[begin Provided material]
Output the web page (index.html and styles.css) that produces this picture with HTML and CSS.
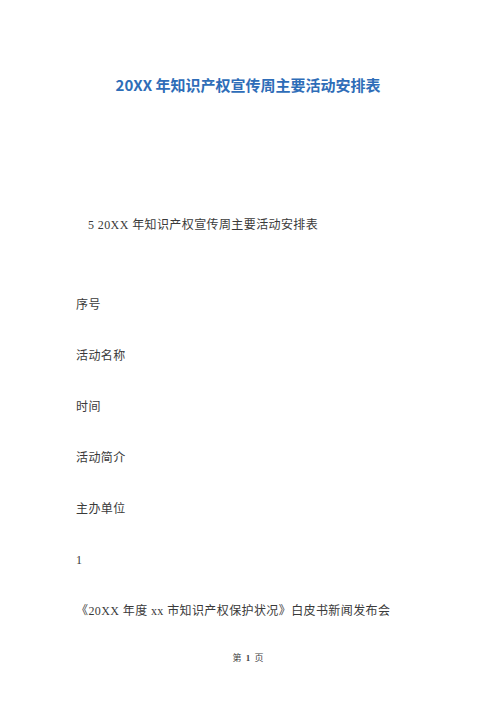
FILE: index.html
```html
<!DOCTYPE html>
<html lang="zh-CN">
<head>
<meta charset="utf-8">
<title>20XX年知识产权宣传周主要活动安排表</title>
<link rel="stylesheet" href="styles.css">
</head>
<body>
<div class="page">
  <h1 class="title">20XX 年知识产权宣传周主要活动安排表</h1>
  <div class="content">
    <p class="subtitle">5 20XX 年知识产权宣传周主要活动安排表</p>
    <p class="line">序号</p>
    <p class="line">活动名称</p>
    <p class="line">时间</p>
    <p class="line">活动简介</p>
    <p class="line">主办单位</p>
    <p class="line">1</p>
    <p class="line">《20XX 年度 xx 市知识产权保护状况》白皮书新闻发布会</p>
  </div>
  <div class="footer">第 <b>1</b> 页</div>
</div>
</body>
</html>
```
FILE: styles.css
```css
html, body {
  margin: 0;
  padding: 0;
  background: #ffffff;
}
.page {
  width: 496px;
  height: 702px;
  display: flex;
  flex-direction: column;
  overflow: hidden;
}
.title {
  margin: 76px 0 0 0;
  text-align: center;
  font-family: "Noto Sans CJK SC", "Noto Sans", sans-serif;
  font-weight: bold;
  font-size: 15px;
  line-height: 18px;
  color: #2e6db8;
}
.content {
  display: flex;
  flex-direction: column;
  padding-left: 76px;
  margin-top: 122px;
  gap: 33px;
}
.content p {
  margin: 0;
  font-family: "Liberation Serif", "Noto Sans CJK SC", serif;
  font-size: 12px;
  font-weight: normal;
  line-height: 18px;
  letter-spacing: 0.4px;
  color: #3a3a3a;
}
.content .subtitle {
  padding-left: 12px;
  margin-bottom: 29px;
}
.footer {
  margin-top: 32px;
  text-align: center;
  font-family: "Liberation Serif", "Noto Sans CJK SC", serif;
  font-size: 9px;
  line-height: 12px;
  color: #444444;
  word-spacing: 2px;
}
.footer b {
  font-weight: bold;
}
```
[end Provided material]
Challenge ::
Return the full material word for word. Do not include the pictures.

Task solution ::
Output the web page (index.html and styles.css) that produces this picture with HTML and CSS.
FILE: index.html
```html
<!DOCTYPE html>
<html lang="zh-CN">
<head>
<meta charset="utf-8">
<title>20XX年知识产权宣传周主要活动安排表</title>
<link rel="stylesheet" href="styles.css">
</head>
<body>
<div class="page">
  <h1 class="title">20XX 年知识产权宣传周主要活动安排表</h1>
  <div class="content">
    <p class="subtitle">5 20XX 年知识产权宣传周主要活动安排表</p>
    <p class="line">序号</p>
    <p class="line">活动名称</p>
    <p class="line">时间</p>
    <p class="line">活动简介</p>
    <p class="line">主办单位</p>
    <p class="line">1</p>
    <p class="line">《20XX 年度 xx 市知识产权保护状况》白皮书新闻发布会</p>
  </div>
  <div class="footer">第 <b>1</b> 页</div>
</div>
</body>
</html>
```
FILE: styles.css
```css
html, body {
  margin: 0;
  padding: 0;
  background: #ffffff;
}
.page {
  width: 496px;
  height: 702px;
  display: flex;
  flex-direction: column;
  overflow: hidden;
}
.title {
  margin: 76px 0 0 0;
  text-align: center;
  font-family: "Noto Sans CJK SC", "Noto Sans", sans-serif;
  font-weight: bold;
  font-size: 15px;
  line-height: 18px;
  color: #2e6db8;
}
.content {
  display: flex;
  flex-direction: column;
  padding-left: 76px;
  margin-top: 122px;
  gap: 33px;
}
.content p {
  margin: 0;
  font-family: "Liberation Serif", "Noto Sans CJK SC", serif;
  font-size: 12px;
  font-weight: normal;
  line-height: 18px;
  letter-spacing: 0.4px;
  color: #3a3a3a;
}
.content .subtitle {
  padding-left: 12px;
  margin-bottom: 29px;
}
.footer {
  margin-top: 32px;
  text-align: center;
  font-family: "Liberation Serif", "Noto Sans CJK SC", serif;
  font-size: 9px;
  line-height: 12px;
  color: #444444;
  word-spacing: 2px;
}
.footer b {
  font-weight: bold;
}
```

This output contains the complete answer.